Maybe it's because I'm taking a Jane Austen class this semester and therefore studying her a lot, but I also think Rainbow Rowell shares a good bit in common with Austen, which is probably one of the highest compliments I could ever give. They have very different voices and ways of writing, but they both tackle people, real people in real situations and they understand people in a way so many others can't grasp and in a way that it's hard to wrap your head around. Nobody in her stories is ever simple or evil or horribly wrong. They're all vast, complex people in complex relationships and normal situations that are complex by the nature that life is complex, not because there's evil or a mythological aspect or because something totally extraordinary is happening. It's just Cath's life, which has similarities to so many other lives.

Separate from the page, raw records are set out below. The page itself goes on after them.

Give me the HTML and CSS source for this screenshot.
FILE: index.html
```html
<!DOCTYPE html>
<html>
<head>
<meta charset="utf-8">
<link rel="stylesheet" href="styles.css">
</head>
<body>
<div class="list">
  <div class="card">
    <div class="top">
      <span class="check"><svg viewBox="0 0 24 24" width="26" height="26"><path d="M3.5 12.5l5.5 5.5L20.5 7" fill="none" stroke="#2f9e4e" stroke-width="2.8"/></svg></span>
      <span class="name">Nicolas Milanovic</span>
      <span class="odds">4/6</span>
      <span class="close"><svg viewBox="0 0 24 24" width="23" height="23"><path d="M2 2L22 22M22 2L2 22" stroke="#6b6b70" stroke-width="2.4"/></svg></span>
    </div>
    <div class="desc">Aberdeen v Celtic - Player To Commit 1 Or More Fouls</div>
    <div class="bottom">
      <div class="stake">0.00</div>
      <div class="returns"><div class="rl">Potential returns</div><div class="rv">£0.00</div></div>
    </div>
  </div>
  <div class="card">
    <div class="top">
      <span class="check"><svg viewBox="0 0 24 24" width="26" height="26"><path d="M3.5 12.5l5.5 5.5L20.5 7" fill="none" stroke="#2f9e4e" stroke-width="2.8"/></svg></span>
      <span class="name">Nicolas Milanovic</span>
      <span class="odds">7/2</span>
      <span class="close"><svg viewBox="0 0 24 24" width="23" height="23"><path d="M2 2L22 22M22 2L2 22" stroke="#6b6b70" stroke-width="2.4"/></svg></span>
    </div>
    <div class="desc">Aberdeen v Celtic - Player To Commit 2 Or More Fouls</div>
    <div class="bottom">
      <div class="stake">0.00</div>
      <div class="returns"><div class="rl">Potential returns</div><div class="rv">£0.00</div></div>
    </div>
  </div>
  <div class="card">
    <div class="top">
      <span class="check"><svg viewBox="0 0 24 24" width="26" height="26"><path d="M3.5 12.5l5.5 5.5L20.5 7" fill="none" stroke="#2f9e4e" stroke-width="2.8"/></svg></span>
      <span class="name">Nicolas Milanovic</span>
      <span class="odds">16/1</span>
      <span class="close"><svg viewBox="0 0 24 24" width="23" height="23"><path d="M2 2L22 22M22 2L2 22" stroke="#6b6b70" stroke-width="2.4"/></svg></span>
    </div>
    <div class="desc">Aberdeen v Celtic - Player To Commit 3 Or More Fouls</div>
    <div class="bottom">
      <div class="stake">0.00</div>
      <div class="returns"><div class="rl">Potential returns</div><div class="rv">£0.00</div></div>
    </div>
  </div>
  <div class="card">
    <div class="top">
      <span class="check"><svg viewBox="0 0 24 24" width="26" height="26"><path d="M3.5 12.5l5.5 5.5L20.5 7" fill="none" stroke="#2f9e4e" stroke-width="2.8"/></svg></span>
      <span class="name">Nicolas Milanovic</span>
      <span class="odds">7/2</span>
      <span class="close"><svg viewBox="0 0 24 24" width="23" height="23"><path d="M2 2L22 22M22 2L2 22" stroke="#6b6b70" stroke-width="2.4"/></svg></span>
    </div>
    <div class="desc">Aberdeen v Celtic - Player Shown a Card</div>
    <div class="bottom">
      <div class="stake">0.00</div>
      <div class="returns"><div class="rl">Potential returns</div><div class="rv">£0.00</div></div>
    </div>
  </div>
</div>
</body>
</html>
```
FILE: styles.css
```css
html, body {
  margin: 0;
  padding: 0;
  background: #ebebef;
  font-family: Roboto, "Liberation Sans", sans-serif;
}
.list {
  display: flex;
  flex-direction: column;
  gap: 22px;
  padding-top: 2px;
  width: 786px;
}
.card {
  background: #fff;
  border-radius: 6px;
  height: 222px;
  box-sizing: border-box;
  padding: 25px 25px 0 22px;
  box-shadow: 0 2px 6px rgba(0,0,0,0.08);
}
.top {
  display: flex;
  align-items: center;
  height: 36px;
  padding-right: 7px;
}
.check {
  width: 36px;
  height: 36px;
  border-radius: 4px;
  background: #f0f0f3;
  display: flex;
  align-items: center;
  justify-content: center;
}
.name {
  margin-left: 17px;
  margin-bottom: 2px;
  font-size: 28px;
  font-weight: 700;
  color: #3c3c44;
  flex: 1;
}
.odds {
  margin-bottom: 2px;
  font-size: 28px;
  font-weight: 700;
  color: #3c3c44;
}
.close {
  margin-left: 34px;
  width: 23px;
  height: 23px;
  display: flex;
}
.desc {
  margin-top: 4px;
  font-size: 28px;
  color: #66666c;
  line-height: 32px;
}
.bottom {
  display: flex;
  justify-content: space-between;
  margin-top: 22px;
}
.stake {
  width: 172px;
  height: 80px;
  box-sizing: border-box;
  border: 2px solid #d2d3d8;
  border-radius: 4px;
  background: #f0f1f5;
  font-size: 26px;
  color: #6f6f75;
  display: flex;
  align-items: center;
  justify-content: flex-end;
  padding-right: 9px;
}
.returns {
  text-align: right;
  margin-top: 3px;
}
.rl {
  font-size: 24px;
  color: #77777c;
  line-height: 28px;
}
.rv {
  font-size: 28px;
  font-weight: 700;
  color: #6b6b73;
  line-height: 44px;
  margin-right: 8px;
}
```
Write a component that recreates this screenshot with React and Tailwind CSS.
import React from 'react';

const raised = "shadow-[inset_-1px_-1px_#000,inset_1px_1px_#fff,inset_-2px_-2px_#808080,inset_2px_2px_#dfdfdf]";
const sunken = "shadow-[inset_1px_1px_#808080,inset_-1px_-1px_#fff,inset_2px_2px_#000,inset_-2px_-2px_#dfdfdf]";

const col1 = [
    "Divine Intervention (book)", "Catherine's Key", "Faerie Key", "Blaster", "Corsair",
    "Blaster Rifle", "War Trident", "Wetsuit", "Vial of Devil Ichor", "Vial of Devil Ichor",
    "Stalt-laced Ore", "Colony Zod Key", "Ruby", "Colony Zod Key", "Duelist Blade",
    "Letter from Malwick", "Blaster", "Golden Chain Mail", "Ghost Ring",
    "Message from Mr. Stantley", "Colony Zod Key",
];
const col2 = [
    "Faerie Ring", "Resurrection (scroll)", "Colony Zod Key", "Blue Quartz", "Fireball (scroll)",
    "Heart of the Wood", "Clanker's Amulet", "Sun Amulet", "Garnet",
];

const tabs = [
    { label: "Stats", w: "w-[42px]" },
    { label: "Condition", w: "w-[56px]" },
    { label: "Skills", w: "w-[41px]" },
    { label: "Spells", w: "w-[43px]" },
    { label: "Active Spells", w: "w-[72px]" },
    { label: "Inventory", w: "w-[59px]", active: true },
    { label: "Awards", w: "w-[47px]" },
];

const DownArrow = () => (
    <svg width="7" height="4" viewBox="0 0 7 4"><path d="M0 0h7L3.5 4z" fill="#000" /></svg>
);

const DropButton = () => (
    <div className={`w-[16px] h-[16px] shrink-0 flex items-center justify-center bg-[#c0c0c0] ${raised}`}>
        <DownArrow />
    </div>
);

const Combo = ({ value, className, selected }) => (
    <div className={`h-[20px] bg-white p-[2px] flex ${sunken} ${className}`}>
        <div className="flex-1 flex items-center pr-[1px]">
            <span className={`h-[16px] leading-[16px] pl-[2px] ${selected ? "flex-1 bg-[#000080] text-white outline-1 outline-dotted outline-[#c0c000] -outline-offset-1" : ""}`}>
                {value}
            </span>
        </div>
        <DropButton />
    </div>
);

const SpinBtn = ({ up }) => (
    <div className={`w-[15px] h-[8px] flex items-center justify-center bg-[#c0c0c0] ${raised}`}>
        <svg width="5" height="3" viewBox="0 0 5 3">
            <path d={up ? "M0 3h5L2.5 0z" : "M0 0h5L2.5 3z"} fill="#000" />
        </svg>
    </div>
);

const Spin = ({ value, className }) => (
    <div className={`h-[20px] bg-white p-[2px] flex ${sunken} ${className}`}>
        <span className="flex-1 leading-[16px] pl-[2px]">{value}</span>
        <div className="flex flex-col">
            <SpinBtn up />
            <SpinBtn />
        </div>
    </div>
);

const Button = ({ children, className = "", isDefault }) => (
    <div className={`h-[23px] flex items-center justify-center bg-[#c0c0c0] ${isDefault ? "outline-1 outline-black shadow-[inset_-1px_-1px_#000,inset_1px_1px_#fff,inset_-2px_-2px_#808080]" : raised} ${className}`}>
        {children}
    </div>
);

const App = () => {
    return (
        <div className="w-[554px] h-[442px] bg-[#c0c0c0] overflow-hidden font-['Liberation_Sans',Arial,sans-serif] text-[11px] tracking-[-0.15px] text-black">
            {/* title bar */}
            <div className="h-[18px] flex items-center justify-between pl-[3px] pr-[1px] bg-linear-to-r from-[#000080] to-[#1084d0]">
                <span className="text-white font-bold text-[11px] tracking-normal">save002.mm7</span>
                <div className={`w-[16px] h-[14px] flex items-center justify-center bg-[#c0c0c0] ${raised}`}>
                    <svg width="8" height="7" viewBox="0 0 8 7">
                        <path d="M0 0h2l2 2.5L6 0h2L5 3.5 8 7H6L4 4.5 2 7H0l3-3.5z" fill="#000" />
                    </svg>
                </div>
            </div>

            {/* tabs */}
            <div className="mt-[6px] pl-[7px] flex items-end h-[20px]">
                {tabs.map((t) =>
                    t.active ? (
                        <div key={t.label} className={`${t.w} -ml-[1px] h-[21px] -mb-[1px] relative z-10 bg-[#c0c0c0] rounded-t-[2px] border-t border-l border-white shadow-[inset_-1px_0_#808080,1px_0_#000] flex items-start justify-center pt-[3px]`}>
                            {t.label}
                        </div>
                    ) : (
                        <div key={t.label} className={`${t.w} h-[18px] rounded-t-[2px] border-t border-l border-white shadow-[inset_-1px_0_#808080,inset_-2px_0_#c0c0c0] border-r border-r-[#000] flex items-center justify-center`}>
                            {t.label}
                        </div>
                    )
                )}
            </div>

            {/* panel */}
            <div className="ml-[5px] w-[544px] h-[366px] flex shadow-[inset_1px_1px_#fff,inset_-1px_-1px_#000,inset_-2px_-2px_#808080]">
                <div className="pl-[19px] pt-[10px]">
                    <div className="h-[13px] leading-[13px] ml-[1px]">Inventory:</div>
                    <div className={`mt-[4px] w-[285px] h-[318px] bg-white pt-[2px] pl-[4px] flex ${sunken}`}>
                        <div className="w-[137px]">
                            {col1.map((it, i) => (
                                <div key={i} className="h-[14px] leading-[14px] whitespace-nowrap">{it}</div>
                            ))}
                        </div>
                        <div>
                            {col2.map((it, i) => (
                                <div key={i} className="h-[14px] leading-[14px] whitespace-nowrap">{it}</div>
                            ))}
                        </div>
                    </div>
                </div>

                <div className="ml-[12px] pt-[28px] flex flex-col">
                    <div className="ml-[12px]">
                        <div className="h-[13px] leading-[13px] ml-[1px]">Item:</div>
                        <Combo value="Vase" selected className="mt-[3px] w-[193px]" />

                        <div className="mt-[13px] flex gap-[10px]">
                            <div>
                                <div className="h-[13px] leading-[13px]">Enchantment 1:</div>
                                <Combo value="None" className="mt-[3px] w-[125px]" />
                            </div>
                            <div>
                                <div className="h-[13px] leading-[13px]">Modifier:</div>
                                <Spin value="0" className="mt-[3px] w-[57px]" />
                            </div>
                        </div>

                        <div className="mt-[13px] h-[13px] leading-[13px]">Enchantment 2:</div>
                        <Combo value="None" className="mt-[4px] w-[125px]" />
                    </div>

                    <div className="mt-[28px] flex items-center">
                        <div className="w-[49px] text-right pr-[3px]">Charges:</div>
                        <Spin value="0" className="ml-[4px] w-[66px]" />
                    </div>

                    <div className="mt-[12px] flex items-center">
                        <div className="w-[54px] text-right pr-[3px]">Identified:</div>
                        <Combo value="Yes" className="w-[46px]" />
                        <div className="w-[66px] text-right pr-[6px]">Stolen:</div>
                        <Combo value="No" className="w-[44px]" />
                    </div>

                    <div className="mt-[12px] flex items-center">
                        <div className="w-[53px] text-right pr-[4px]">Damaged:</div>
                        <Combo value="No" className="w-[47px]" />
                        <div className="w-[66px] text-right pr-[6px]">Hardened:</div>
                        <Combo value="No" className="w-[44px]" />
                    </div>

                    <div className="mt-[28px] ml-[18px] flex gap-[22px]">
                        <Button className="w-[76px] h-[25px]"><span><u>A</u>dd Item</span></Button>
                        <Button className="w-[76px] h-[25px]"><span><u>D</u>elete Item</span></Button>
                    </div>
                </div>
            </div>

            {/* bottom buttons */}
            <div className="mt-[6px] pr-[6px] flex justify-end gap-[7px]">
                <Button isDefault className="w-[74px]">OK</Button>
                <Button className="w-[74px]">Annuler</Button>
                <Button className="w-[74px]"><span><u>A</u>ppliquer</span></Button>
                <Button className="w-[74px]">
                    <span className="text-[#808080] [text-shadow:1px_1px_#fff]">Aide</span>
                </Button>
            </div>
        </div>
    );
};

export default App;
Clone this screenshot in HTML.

I love this book with every fiber of my being. I've been itching to reread since I put it down and I don't think I'll be able to hold off much longer, even if I'm already alternating between three books for classes and have other responsibilities. Fangirl is to College Julie as Harry Potter is to Middle School Julie. I will love in unconditionally and forever and I will never fully be able to explain why. But I desperately, desperately, want everyone to read this book, even if you don't all love it as I do.